MEG HANDLER
I had initially planned to drive Chicagoland’s highways in order to properly witness Expo’s Override project, which involved putting 20 artworks on 28 of the city’s digital billboards, but when I learned that each work appears for a matter of seconds in a loop which is 90 percent regular ads, I realized the folly of that scheme. Instead, I gmapped my way to the highway, found a good angle, poked my nose through chain-link fence, and waited for the art.
The moment of suspense did suspend my skepticism about the project. There is a long history, both locally and internationally, of art on billboards, and while I knew that Override included some interesting works, the overall project didn’t seem on par with that history. The fact that the works were chosen entirely from artists represented in the fair seemed like a missed opportunity, given that a lot of Chicago’s most publicly engaged artists don’t have gallery representation, much less representation at the fair. The promotional photographs I had seen, which set the various images strikingly against Chicago’s iconic skyline, were more glitzy than civic. So when Override’s organizer, critic and curator Stephanie Cristello, told me the project aimed to “fit into the experience of advertising but also disrupt that experience,” I didn’t expect much disruption; I expected advertising. More precisely, I expected an advertisement for the fair.

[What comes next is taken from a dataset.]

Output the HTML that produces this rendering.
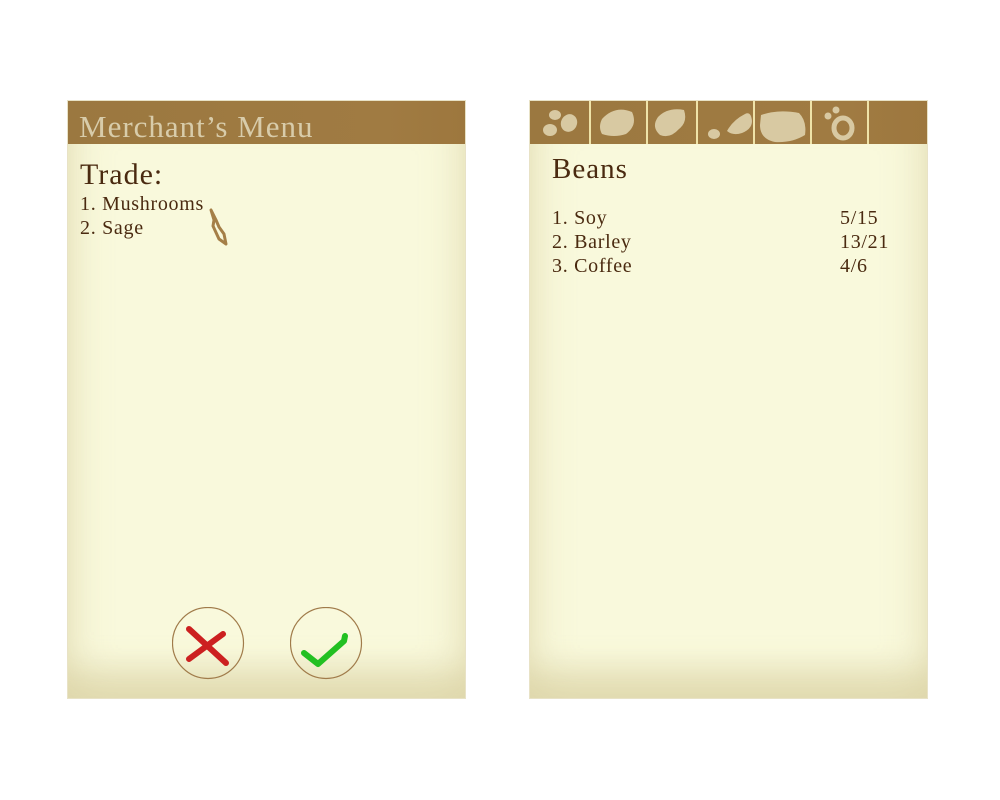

I have no idea what the people in the cars were experiencing. The other pedestrians on the overpass were blissfully ignoring the highway billboard. Importantly, the works carry no identifying information. No highway driver could tell that the Vik Muniz piece, George Stinney Jr., was originally a subtle 63-by-42-inch collage. No one going 50 miles per hour would recognize George Stinney Jr. in this form, I suspect, even if they were familiar with the history. (In 1944, at the age of 14, Stinney became the youngest American to be sentenced to death and executed.) Would I have preferred a simple line stating that awful history? I think so, yes. Was it powerful to see a mug shot of an unnamed African-American boy flash briefly against the Chicago skyline? It certainly was.
The other pieces were less pointed and their impact was less clear. Does the word “Toiletpaper” combined with an image of a pool table carry any titillation and surprise outside the art world? A regular ad for toilet paper wouldn’t have been out of place in the regular ad-stream, and some of those regular toilet paper ads are pretty weird. What about abstraction? If you’re not familiar with her work, or invested in contemporary painting, would a Joyce Pensato just look like a drippy glitch? Come to think of it, most of the pieces, for all their variety, would have mainly registered as glitches, odd and very temporary breaks in the relentless flow of advertising.
For those of us in the art world, however, the Override project is actually more advertising. It adds to the blue banners around town and the banner ads on our computer screens. But for this one-man focus group at least, it is Expo’s most effective advertising. As I walked the two miles down Grand Ave to the fair, I was more excited than I usually am for such gatherings.
But I resisted the temptation. I was supposed to be winding my way to the center of this thing. I had initially thought the very center, the private core, of the fair would be the group of 25 curators that Expo had invited as guests, paying for their three-day trip and taking them to private lectures, collection visits, studio visits, luncheons, and a symposium. Underlining the fact that “curators don’t have the means that collectors have” to attend fairs, Nicole Barry, Expo’s deputy director and head of VIP relations, had detailed the curators’ itinerary for me over the phone as she was herself on a private bus, leading the group on a tour. And of course, these curators in turn serve as an attraction for the fair, potentially purchasing works for their institutions and giving artists various opportunities. This nexus was certainly a space where one could behold the unholy minotaur of art and commerce. Alas, I wasn’t on that bus.
According to Ed Gilbert, who directs the Anglim Gilbert Gallery in San Francisco, the fair in Chicago is by far the best experience on the circuit. “You don’t question your existence here,” he told me with an easy and knowing smile. Even if you make less money here, he explained, Expo Chicago reminds him of the early days of art fairs, when Art Chicago, which ran from 1980 to 2011, was the only major fair in the United States. “There was only Basel, Chicago, and Cologne… In the ‘80s there were birds in here, and people smoked, and everyone organized things more like what nowadays you’d call a pop-up space.” Back then, fairs were a place to try out new things and meet new people, Gilbert recalled. Pavel Zoubok, who had the booth next to Gilbert’s, was nodding in agreement. He added that his Chicago collectors move at a “civilized pace” because people tend to spend their money at the same pace they earn it. “They don’t have funny money,” Zoubok explained. His tiny dog was pulling him in the other direction. “Plus, they let me bring my dog!”